I have been thinking a lot about kindness lately. Specifically, what does kindness look like as a way of living one’s life? How do we keep it on our radar as an animating practice? How does that warm feeling that comes from kindness toward others affect our health? Do kind-hearted individuals have a survival advantage? Can intentional kindness shift cultures in workplaces and communities? How about societies?
While kindness is an orienting philosophy for me, last week it was brought into sharper focus by my daughters’ engagement with the Great Kindness Challenge observed by the Bolinas-Stinson School. They were “creating a culture of kindness” through kind words and deeds at school, which rippled out into meaningful conversations at home. My daughters and I began to look for opportunities to extend kindness to the people around us, and to notice how good it feels to connect to people in such a caring way. Surely such goodness is good for your health? I am delighted to share that this question has been studied. And yes, it is good for you.
The warm, good feelings generated by speaking kind words, thinking kind thoughts and doing kind deeds is mediated by the release of hormones like oxytocin and serotonin, and the stimulation of the calming vagus nerve. This, in turn, counteracts the stress response, decreases inflammation and oxidation in the body, and releases nitric oxide, which lowers blood pressure and improves blood flow. Even observing someone doing something kind stimulates this response. All of this is very good for the body and the mind.
Kindness extended toward others has also been found in scientific research to change gene expression in a way that is associated with better health. Researchers in a study published in Psychoneuroimmunology in 2017 randomized participants into four groups. For four weeks, participants either directed acts of kindness toward specific individuals, the world at large or themselves, or engaged in a neutral “control” activity. The scientists were specifically interested in whether levels of “expression” of a gene associated with inflammation as well as degenerative diseases were altered with kind activities. They found that those people directing kind actions toward others (but not themselves or the world at large) had a reduction in the expression of this gene. This is suggestive that practicing kindness is an important epigenetic modifier.
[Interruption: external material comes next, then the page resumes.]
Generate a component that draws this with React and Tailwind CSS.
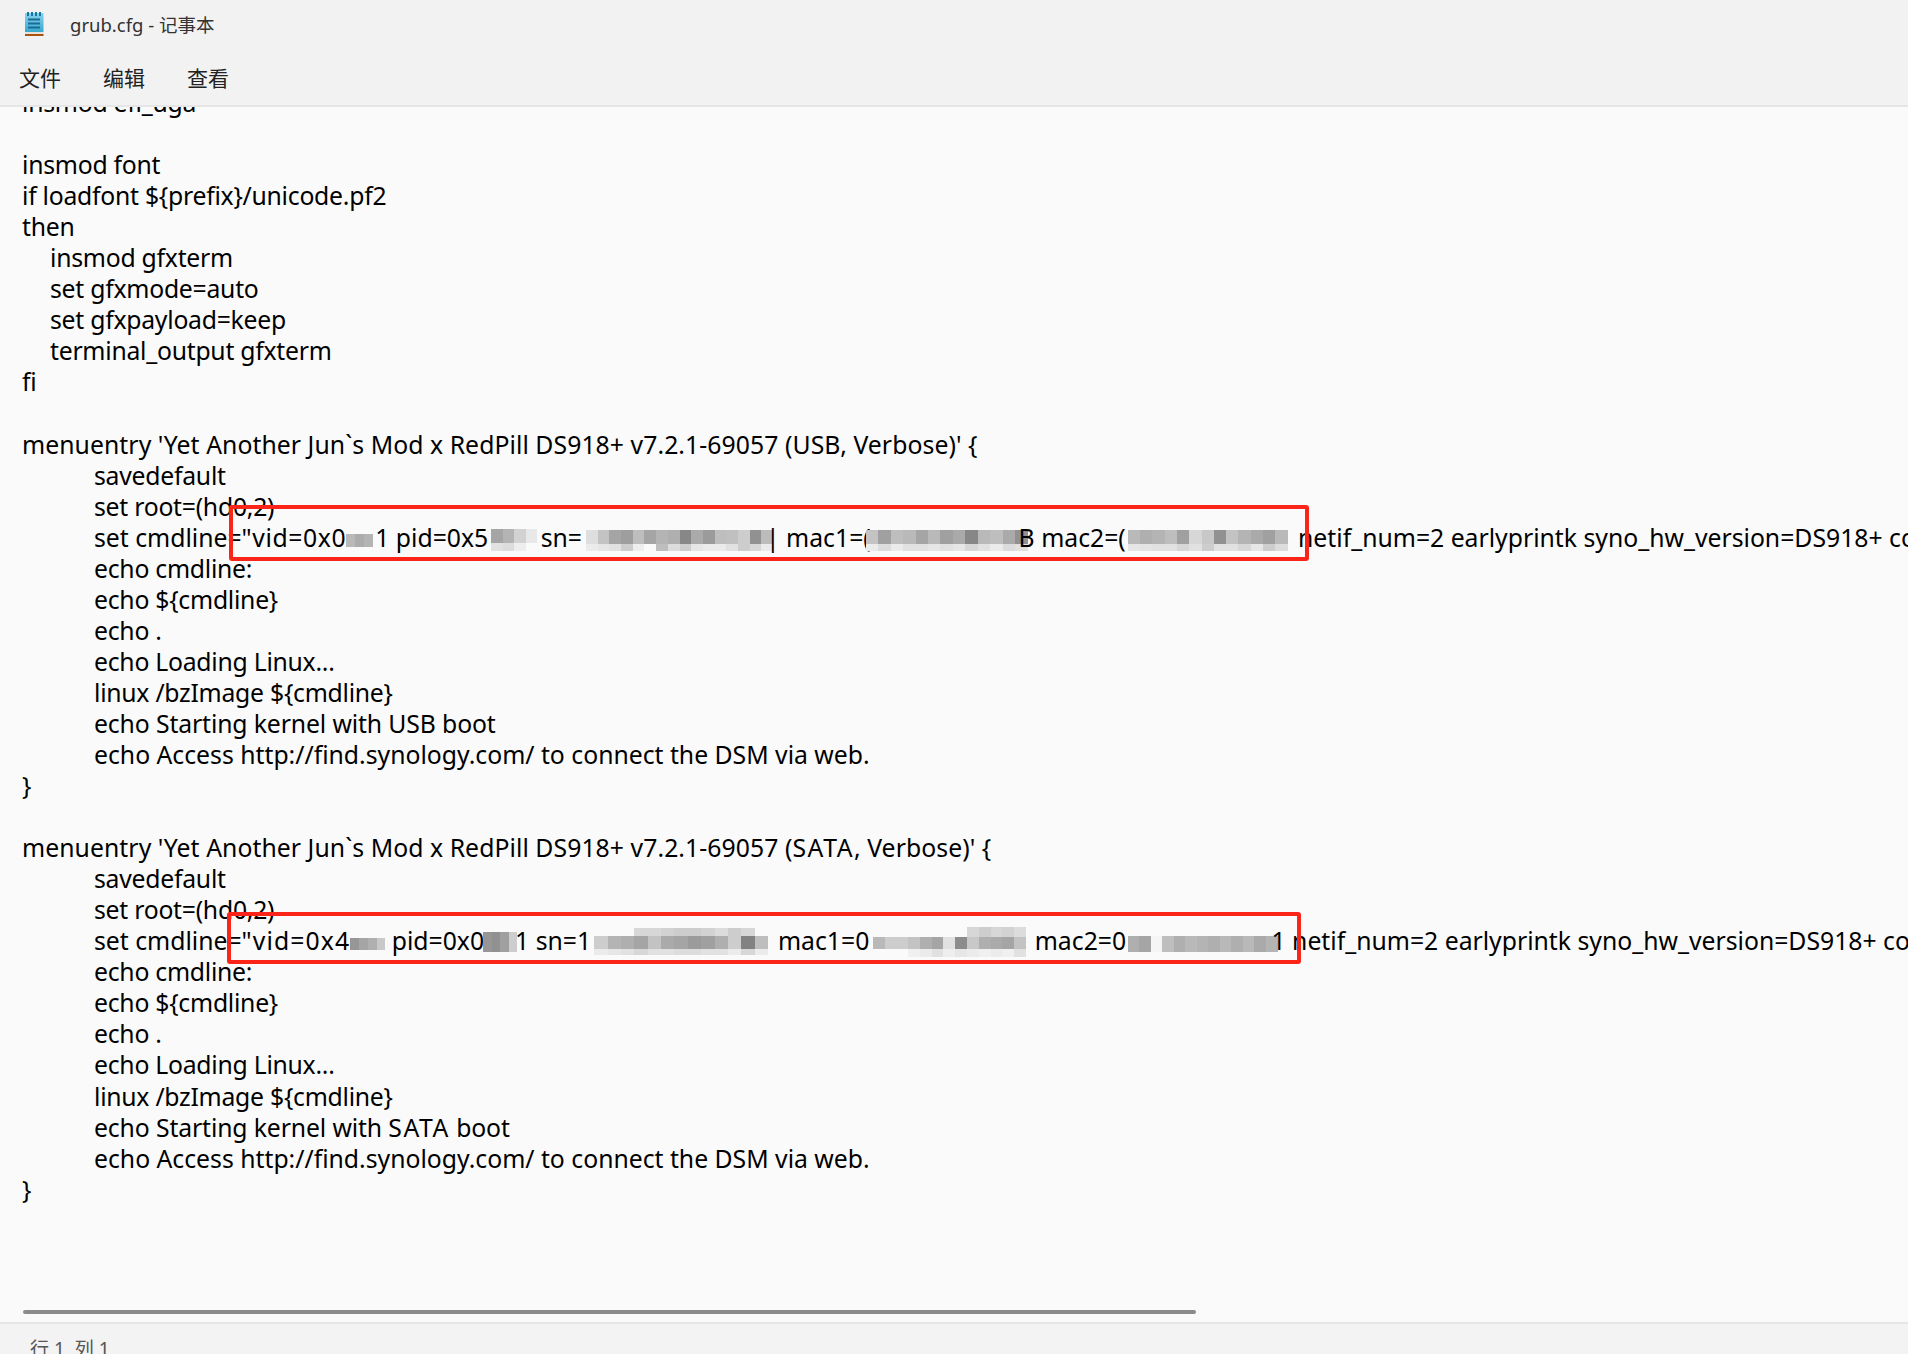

Another study found that people assigned to practice loving-kindness meditation, known as metta meditation, had longer telomeres than those not assigned to the practice, even after controlling for other variables. Telomeres are the “caps” at the end of genetic material in our cells; longer telomeres are associated with better health on a cellular and whole-person level, and longevity. Loving-kindness slows the aging process.
All of this focus on kindness happens to be coinciding with an opportunity arising in my life to support a friend returning home from the hospital. As I write this, soup stock is simmering on the stove and tomorrow my daughters and I will go out for the nettle we will add to this nourishing, bone-healing soup. We’ll bring our hearts into the soup-making. And then we’ll make a house call.
This reminds me of the studies demonstrating the healing power of the kindness a medical provider extends to a person seeking care. Many studies over several years have demonstrated, again and again, that if a patient experiences his or her health care practitioner as empathetic (having the ability to understand and share the feelings of another), his or her health improves. Responding with generous listening and attuned presence is perceived physiologically, oxytocin and serotonin and more are released, and healing begins. Improved outcomes in some of the studies include measured immune response, shortened severity and duration of cold symptoms, and improved subjective experience of pain.
Female medical providers, studies show, seem to be better able to express empathy in their interactions with their patients, with whom they spend on average 2.2 minutes longer. I wonder if this perceived empathy is in part responsible for studies showing patients under the care of female physicians have better health outcomes.
The good news is that empathy and kindness can be cultivated. With attention and practice, we can all be spreading the medicine of kindness, improving our health and that of the people we care for. It is contagious, in the best possible way. In fact, recent studies performed at Stanford suggest that the more people see kindness and generosity in their peers, the more they are drawn to conform to that orientation and act accordingly. I am grateful to our school for its leadership in cultivating a culture of kindness. May we all respond in kind, for our collective wellbeing.
Anna O’Malley, M.D., is a family and community medicine physician at the Coastal Health Alliance. She lives in Bolinas.